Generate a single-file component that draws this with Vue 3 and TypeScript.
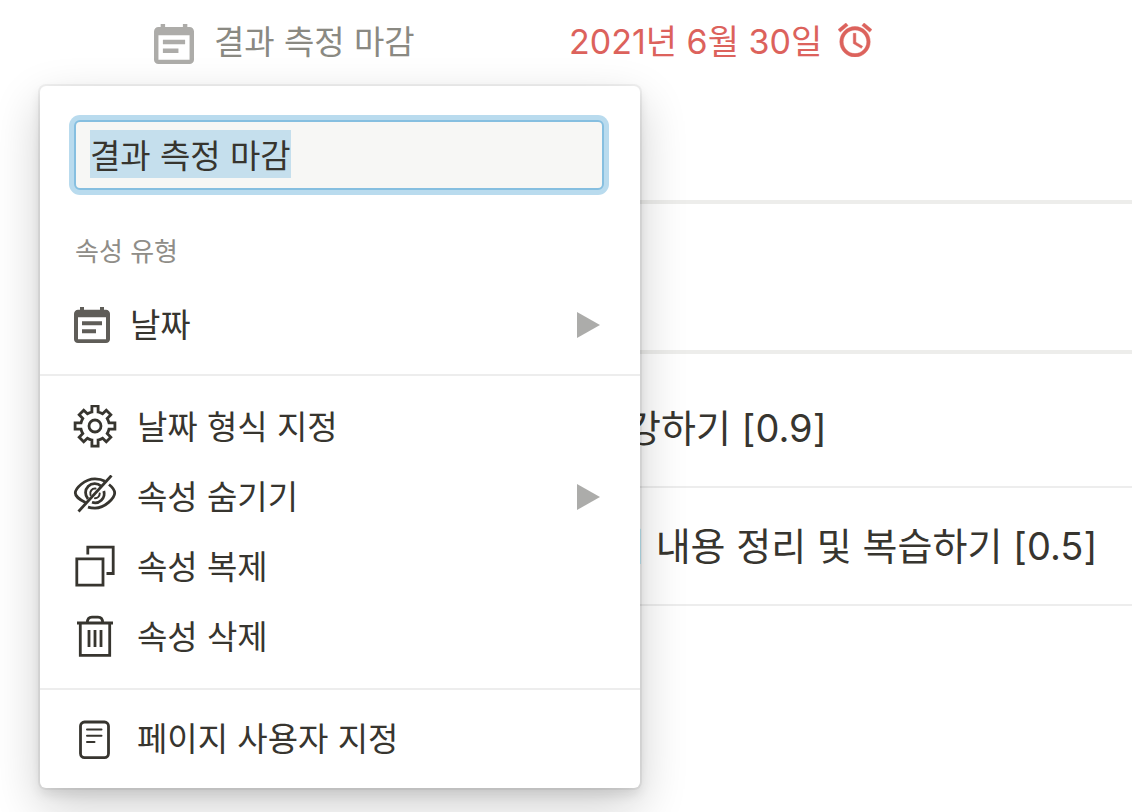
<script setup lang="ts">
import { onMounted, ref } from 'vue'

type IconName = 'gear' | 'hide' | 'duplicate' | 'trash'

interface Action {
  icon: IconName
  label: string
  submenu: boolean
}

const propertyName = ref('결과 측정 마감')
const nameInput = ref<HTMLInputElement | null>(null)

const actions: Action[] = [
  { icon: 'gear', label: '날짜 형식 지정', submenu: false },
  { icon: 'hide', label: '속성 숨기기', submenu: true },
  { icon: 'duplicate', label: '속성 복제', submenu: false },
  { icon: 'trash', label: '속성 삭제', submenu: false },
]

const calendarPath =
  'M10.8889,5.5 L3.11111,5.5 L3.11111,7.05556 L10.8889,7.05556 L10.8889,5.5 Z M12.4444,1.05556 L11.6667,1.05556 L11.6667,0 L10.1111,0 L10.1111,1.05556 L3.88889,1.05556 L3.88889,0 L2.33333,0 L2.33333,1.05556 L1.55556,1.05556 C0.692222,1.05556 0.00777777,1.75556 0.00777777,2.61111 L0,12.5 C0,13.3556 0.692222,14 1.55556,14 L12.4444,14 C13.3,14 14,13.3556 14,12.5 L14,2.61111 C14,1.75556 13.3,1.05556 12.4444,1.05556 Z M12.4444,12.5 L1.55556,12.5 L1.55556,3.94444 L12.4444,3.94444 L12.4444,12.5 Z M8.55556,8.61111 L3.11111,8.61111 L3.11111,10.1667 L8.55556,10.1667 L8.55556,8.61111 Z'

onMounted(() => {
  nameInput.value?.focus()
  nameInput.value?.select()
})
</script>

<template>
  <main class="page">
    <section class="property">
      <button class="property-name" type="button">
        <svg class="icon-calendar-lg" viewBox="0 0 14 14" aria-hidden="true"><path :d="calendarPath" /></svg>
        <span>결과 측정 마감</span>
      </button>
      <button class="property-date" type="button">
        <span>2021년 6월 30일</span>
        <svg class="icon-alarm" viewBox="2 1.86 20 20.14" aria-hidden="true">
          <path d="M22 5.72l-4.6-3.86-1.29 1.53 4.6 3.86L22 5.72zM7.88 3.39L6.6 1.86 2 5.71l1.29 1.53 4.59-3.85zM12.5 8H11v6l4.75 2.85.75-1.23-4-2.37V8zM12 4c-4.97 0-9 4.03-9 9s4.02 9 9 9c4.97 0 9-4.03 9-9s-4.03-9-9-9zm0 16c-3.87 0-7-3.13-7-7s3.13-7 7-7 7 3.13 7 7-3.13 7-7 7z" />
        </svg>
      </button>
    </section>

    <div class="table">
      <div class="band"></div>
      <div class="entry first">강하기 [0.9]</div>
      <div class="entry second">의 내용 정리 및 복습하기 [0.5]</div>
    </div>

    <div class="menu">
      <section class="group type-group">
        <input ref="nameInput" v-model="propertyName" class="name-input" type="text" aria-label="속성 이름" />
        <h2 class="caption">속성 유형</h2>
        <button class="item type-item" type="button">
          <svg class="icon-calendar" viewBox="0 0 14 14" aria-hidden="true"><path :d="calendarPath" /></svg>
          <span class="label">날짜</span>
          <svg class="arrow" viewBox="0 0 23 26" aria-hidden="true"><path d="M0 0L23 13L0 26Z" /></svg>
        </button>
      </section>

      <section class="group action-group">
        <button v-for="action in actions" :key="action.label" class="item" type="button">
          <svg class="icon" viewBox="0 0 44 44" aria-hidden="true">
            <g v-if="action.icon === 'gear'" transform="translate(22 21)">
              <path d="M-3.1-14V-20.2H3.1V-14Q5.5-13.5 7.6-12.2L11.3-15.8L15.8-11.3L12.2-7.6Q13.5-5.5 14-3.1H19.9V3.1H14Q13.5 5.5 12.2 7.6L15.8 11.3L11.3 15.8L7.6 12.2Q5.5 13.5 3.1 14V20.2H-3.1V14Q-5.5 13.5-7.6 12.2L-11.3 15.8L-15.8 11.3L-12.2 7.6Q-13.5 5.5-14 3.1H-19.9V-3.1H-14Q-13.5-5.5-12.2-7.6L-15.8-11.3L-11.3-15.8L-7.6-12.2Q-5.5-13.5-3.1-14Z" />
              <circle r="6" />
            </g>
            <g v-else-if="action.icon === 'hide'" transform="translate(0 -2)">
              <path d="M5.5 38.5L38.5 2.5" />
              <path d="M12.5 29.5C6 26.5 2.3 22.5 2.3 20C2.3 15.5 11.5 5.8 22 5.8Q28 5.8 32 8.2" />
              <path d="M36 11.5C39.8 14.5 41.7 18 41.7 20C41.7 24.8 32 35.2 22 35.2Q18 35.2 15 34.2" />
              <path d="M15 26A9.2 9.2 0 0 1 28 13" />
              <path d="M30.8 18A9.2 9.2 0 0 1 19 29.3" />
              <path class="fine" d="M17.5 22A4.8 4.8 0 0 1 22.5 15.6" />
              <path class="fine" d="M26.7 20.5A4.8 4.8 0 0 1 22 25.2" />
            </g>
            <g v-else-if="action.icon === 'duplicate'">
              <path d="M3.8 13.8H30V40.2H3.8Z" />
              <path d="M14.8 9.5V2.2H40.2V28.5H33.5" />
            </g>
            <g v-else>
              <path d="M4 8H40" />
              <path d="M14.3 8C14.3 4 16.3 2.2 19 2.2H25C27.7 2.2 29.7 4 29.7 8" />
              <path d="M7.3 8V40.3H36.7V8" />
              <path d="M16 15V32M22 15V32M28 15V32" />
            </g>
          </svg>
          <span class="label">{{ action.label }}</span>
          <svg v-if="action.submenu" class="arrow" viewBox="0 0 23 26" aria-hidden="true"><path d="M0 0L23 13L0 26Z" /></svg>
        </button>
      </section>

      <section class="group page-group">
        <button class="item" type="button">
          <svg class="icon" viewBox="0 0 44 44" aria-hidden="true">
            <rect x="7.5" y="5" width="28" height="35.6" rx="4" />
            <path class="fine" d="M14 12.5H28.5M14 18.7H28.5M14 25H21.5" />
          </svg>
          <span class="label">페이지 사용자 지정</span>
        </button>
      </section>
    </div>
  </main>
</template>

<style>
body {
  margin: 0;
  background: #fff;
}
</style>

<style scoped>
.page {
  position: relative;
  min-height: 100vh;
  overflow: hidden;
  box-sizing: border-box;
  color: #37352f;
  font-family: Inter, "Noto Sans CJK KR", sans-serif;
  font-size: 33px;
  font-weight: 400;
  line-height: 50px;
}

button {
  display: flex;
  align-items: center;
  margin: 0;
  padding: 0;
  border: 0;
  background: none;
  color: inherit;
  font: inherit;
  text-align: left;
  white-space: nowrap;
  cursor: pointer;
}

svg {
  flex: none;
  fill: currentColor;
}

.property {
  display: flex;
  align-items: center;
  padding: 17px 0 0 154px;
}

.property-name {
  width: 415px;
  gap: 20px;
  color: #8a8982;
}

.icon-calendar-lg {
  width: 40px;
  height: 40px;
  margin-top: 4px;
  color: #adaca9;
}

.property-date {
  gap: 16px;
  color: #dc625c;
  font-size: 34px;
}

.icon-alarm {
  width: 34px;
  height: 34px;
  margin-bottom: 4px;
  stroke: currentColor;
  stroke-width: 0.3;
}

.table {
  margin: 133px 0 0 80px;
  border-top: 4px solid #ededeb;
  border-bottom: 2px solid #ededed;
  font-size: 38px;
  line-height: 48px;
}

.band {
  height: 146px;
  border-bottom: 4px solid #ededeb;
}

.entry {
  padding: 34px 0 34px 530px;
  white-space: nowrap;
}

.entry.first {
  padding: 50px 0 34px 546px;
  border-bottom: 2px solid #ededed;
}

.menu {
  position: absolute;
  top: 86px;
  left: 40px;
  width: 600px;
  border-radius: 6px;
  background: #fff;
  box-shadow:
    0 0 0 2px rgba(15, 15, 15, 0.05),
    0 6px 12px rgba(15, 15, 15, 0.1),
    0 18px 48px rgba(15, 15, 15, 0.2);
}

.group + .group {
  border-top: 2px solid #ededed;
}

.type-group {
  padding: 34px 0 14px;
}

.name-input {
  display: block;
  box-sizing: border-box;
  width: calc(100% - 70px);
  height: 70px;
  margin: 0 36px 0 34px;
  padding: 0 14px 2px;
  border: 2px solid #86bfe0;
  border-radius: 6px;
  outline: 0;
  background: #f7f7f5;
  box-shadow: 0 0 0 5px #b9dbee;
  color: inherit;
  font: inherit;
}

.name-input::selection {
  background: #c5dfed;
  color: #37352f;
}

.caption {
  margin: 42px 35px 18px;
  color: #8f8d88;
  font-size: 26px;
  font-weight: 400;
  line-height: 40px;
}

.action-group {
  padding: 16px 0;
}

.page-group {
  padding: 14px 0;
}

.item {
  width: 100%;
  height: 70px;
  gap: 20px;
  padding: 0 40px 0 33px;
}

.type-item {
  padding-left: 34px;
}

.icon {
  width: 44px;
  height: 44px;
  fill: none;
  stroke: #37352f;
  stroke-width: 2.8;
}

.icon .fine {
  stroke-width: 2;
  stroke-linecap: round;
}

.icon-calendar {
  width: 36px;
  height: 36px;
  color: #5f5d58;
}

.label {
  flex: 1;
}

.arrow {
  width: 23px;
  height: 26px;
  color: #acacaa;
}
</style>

▸ **The task**: Give again, word for word, every line from the top of the data above to the line holding "const nameInput = ref<HTMLInputElement", inclusive, with the pictures left out.

▸ **Output**:
Generate a single-file component that draws this with Vue 3 and TypeScript.
<script setup lang="ts">
import { onMounted, ref } from 'vue'

type IconName = 'gear' | 'hide' | 'duplicate' | 'trash'

interface Action {
  icon: IconName
  label: string
  submenu: boolean
}

const propertyName = ref('결과 측정 마감')
const nameInput = ref<HTMLInputElement | null>(null)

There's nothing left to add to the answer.